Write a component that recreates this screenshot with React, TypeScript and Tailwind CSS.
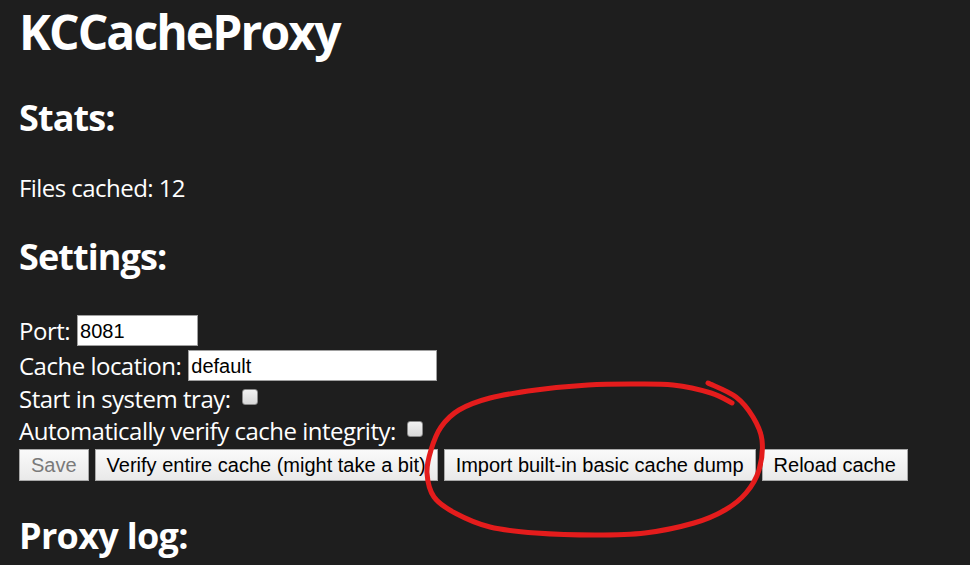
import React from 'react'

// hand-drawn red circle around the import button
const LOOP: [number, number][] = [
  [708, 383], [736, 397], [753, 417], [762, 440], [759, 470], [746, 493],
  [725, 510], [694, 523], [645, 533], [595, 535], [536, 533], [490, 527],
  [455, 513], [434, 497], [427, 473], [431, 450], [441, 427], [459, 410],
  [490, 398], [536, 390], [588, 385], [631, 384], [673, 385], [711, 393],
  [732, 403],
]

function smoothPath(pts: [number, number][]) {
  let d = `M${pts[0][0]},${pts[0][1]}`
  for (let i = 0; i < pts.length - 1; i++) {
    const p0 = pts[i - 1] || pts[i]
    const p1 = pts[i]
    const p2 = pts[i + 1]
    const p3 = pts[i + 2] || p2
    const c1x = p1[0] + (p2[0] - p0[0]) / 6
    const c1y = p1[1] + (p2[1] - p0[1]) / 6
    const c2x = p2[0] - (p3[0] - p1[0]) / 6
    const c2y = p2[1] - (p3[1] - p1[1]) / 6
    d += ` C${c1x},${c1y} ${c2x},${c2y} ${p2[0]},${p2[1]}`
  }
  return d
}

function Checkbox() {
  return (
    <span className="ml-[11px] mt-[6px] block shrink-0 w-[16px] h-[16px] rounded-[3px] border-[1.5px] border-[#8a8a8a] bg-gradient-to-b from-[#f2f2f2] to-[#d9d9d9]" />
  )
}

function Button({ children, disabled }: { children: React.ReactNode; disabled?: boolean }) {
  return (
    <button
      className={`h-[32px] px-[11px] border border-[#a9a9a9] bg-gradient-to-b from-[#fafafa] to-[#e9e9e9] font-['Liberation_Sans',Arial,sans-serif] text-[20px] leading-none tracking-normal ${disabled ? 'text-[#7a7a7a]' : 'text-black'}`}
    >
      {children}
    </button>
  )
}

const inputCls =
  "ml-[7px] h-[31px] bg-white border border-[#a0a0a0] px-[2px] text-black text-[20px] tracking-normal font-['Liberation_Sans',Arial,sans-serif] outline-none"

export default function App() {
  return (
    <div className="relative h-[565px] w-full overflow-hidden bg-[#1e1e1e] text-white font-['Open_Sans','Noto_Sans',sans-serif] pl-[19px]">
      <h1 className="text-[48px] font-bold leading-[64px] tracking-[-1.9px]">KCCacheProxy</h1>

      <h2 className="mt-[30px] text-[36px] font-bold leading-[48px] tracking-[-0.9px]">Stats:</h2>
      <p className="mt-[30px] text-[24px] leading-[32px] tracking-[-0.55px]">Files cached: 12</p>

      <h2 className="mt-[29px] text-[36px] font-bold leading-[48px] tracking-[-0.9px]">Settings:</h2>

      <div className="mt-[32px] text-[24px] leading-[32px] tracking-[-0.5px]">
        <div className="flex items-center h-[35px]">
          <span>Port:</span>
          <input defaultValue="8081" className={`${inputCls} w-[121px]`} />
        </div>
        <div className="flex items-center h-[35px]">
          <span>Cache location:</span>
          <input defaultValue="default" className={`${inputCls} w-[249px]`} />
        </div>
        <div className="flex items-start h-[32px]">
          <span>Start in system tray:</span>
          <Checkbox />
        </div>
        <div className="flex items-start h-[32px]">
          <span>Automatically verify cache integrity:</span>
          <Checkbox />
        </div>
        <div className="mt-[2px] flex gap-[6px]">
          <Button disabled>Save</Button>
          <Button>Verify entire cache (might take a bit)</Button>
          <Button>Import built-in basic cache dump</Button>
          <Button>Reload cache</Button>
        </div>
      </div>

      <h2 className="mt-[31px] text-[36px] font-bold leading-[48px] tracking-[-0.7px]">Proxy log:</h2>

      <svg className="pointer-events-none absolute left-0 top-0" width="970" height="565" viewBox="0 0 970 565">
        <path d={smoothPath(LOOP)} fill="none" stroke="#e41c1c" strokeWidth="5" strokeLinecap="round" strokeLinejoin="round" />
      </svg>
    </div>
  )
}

### Instructions for the task
Restate the full listing verbatim and drop every picture.

### Output for this task
Write a component that recreates this screenshot with React, TypeScript and Tailwind CSS.
import React from 'react'

// hand-drawn red circle around the import button
const LOOP: [number, number][] = [
  [708, 383], [736, 397], [753, 417], [762, 440], [759, 470], [746, 493],
  [725, 510], [694, 523], [645, 533], [595, 535], [536, 533], [490, 527],
  [455, 513], [434, 497], [427, 473], [431, 450], [441, 427], [459, 410],
  [490, 398], [536, 390], [588, 385], [631, 384], [673, 385], [711, 393],
  [732, 403],
]

function smoothPath(pts: [number, number][]) {
  let d = `M${pts[0][0]},${pts[0][1]}`
  for (let i = 0; i < pts.length - 1; i++) {
    const p0 = pts[i - 1] || pts[i]
    const p1 = pts[i]
    const p2 = pts[i + 1]
    const p3 = pts[i + 2] || p2
    const c1x = p1[0] + (p2[0] - p0[0]) / 6
    const c1y = p1[1] + (p2[1] - p0[1]) / 6
    const c2x = p2[0] - (p3[0] - p1[0]) / 6
    const c2y = p2[1] - (p3[1] - p1[1]) / 6
    d += ` C${c1x},${c1y} ${c2x},${c2y} ${p2[0]},${p2[1]}`
  }
  return d
}

function Checkbox() {
  return (
    <span className="ml-[11px] mt-[6px] block shrink-0 w-[16px] h-[16px] rounded-[3px] border-[1.5px] border-[#8a8a8a] bg-gradient-to-b from-[#f2f2f2] to-[#d9d9d9]" />
  )
}

function Button({ children, disabled }: { children: React.ReactNode; disabled?: boolean }) {
  return (
    <button
      className={`h-[32px] px-[11px] border border-[#a9a9a9] bg-gradient-to-b from-[#fafafa] to-[#e9e9e9] font-['Liberation_Sans',Arial,sans-serif] text-[20px] leading-none tracking-normal ${disabled ? 'text-[#7a7a7a]' : 'text-black'}`}
    >
      {children}
    </button>
  )
}

const inputCls =
  "ml-[7px] h-[31px] bg-white border border-[#a0a0a0] px-[2px] text-black text-[20px] tracking-normal font-['Liberation_Sans',Arial,sans-serif] outline-none"

export default function App() {
  return (
    <div className="relative h-[565px] w-full overflow-hidden bg-[#1e1e1e] text-white font-['Open_Sans','Noto_Sans',sans-serif] pl-[19px]">
      <h1 className="text-[48px] font-bold leading-[64px] tracking-[-1.9px]">KCCacheProxy</h1>

      <h2 className="mt-[30px] text-[36px] font-bold leading-[48px] tracking-[-0.9px]">Stats:</h2>
      <p className="mt-[30px] text-[24px] leading-[32px] tracking-[-0.55px]">Files cached: 12</p>

      <h2 className="mt-[29px] text-[36px] font-bold leading-[48px] tracking-[-0.9px]">Settings:</h2>

      <div className="mt-[32px] text-[24px] leading-[32px] tracking-[-0.5px]">
        <div className="flex items-center h-[35px]">
          <span>Port:</span>
          <input defaultValue="8081" className={`${inputCls} w-[121px]`} />
        </div>
        <div className="flex items-center h-[35px]">
          <span>Cache location:</span>
          <input defaultValue="default" className={`${inputCls} w-[249px]`} />
        </div>
        <div className="flex items-start h-[32px]">
          <span>Start in system tray:</span>
          <Checkbox />
        </div>
        <div className="flex items-start h-[32px]">
          <span>Automatically verify cache integrity:</span>
          <Checkbox />
        </div>
        <div className="mt-[2px] flex gap-[6px]">
          <Button disabled>Save</Button>
          <Button>Verify entire cache (might take a bit)</Button>
          <Button>Import built-in basic cache dump</Button>
          <Button>Reload cache</Button>
        </div>
      </div>

      <h2 className="mt-[31px] text-[36px] font-bold leading-[48px] tracking-[-0.7px]">Proxy log:</h2>

      <svg className="pointer-events-none absolute left-0 top-0" width="970" height="565" viewBox="0 0 970 565">
        <path d={smoothPath(LOOP)} fill="none" stroke="#e41c1c" strokeWidth="5" strokeLinecap="round" strokeLinejoin="round" />
      </svg>
    </div>
  )
}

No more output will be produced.